I have been taking note of the events and actions associated with MF Global since it filed Chapter 11 in October.
Before we draw conclusions we must examine the facts.
First consider some facts about CEO Jon Corzine:
Hired by Goldman Sachs as a bond trader in 1975.
CEO of Goldman Sachs from 1994 to 1999.
He left Goldman in 1999.
He attended meetings of the Bilderberg group 1995 -97, 1999, 2003 and 2004.
US Senator for New Jersey from 2001 to 2005.
Governor of New Jersey from 2006 to 2010.
CEO of MF Global from 2010 to Oct 31, 2011 when it filed Chapter 11 bankruptcy.
Second, let us consider some of the impact of this particular bankruptcy from a story in the IB Times:
According to Trace Schmeltz, a partner at the law firm of Barnes & Thornburg, a deal was being worked out Friday with "a major FCM (futures commodity merchant)," wherein the merchant would post collateral on physical gold positions, allowing customers with physical gold accounts to trade on or liquidate their assets. Schmeltz asked the merchant's name be withheld, citing the fact "their legal might not be done reviewing" specifics of the deal.
People liquidating their assets will have to accept a 28 percent reduction in the amount of assets. The haircut, as it is called, results from the fact that more than $1.2 billion dollars that should have been segregated in MF Global's customer accounts is missing, a shortfall that will likely be shared by account holders regardless of what assets their accounts held.
Previously, customer's gold assets had been frozen as a result of the proceedings undertaken by James Giddens, the court-appointed trustee for the liquidation of MF Global.Finally consider this report from Jim Willie:
The unfreezing of physical assets is little solace to some market participants, who will lose money both from the haircut and as a result of having their assets frozen during a time of high volatility in the physical metals market.
Gerald Celente, a well-respected market forecaster who publishes The Trends Journal -- and who says he held a six-figure position in physical gold prior to the broker's collapse -- described the saga befalling physical gold traders like himself as "bulls--t."
"That this should have even been a question is an outrage," Celente told the International Business Times.
"That people had to hire a lawyer to get their gold back because some criminal group decided it wasn't theirs anymore -- you can only get away from this when you get to make the rules," he continued, adding that, as a trader "you're only as safe as the last loophole.
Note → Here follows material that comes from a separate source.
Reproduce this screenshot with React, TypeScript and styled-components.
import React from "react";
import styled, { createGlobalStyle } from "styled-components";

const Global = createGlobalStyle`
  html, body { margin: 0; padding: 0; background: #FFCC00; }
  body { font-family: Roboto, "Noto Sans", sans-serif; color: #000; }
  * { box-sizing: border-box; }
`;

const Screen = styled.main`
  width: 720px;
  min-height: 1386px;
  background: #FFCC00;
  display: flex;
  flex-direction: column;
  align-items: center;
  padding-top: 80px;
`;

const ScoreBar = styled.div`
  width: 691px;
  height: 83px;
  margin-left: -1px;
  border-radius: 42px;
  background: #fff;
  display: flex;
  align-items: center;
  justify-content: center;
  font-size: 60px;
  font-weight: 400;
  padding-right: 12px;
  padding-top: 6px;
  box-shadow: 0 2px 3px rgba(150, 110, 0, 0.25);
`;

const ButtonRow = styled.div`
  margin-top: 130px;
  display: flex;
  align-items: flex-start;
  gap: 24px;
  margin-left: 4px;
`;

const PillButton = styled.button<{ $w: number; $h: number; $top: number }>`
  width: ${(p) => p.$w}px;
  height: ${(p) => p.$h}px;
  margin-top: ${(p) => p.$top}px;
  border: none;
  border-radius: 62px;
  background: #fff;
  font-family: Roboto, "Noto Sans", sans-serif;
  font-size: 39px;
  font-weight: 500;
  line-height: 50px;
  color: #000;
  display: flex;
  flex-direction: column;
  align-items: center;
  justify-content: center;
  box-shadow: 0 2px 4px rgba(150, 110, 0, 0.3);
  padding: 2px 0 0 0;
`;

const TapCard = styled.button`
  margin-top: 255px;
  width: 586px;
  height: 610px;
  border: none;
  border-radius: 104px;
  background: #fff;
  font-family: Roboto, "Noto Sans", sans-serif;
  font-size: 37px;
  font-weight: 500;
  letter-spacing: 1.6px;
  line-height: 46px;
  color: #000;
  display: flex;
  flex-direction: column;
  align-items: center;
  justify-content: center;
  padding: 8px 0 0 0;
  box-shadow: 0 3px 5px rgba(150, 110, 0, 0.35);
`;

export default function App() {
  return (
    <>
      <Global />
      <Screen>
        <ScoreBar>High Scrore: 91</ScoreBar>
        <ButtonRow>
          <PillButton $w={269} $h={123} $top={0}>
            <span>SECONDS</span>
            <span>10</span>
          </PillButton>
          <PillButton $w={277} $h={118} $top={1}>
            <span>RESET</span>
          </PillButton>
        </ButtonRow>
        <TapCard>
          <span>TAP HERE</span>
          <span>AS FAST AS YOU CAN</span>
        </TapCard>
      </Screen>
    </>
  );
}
You have no protection out there."
Celente was particularly aggrieved because, as he explained in a YouTube video shortly after the MF Global collapse, he had specifically requested delivery on his gold, rejecting the warehouse receipt most traders will usually accept.
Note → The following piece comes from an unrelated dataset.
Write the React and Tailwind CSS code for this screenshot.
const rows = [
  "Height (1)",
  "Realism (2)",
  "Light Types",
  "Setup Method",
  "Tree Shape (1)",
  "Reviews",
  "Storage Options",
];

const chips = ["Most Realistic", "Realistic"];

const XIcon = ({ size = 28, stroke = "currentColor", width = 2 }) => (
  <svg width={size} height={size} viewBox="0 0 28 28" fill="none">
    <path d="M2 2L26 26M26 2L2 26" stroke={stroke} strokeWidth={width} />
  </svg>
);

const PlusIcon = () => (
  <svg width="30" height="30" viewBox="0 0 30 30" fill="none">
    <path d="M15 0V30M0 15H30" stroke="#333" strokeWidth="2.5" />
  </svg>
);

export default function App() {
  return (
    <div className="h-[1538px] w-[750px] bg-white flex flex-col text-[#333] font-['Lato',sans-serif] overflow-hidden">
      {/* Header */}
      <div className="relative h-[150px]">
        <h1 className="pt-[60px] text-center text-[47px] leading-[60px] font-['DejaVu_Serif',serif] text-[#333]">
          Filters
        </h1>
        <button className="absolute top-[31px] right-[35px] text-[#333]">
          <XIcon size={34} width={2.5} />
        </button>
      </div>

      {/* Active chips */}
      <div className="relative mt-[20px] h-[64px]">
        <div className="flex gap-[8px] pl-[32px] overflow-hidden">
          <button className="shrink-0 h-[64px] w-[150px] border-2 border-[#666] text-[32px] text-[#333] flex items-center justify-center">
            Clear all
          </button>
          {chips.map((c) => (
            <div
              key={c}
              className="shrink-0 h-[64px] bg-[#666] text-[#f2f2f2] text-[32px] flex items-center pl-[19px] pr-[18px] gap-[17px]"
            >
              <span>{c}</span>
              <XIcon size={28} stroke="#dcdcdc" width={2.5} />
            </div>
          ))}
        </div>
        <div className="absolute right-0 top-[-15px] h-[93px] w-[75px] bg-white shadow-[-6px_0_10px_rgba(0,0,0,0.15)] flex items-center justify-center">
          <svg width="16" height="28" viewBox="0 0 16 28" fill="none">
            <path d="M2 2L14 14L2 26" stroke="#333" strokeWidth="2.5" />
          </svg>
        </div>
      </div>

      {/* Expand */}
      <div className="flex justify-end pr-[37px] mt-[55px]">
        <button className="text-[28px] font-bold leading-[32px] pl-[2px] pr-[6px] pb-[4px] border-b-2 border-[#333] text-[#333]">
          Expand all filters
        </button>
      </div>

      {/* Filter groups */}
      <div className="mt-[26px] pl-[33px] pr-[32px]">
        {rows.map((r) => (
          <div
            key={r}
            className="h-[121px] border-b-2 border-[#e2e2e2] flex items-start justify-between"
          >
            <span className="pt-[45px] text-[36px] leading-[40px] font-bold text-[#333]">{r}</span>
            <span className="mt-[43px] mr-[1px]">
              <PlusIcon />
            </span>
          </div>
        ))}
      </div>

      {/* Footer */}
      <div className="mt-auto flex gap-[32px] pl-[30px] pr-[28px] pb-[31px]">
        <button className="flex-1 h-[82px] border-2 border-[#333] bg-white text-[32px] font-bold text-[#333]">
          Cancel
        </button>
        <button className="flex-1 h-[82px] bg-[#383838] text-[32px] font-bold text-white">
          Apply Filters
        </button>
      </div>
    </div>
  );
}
"Now I know why you heard all those stories about people putting the money under the mattress for safety," Celente said "If you don't have it in your pocket, you don't own it."
If Jim Willie is correct, the Comex is insolvent.
They simply can't deliver anywhere close to the amount of gold and silver contracts that are traded.
His theory that MF Global went down, at least in part, due to the inability to deliver precious metals may have an unpleasant truth hidden beneath it.
The missing money, part of which appeared recently at a JP Morgan account, (a bullion bank) is intriguing.
It may take months to get to the bottom of these allegations.
Now, some members of congress are demanding the Department of Justice step in as this letter shows.
If no one goes to jail for the obvious fraud that has occurred, it is my view that the American people will lose faith in public officials and even fuel further protests and civil disobedience.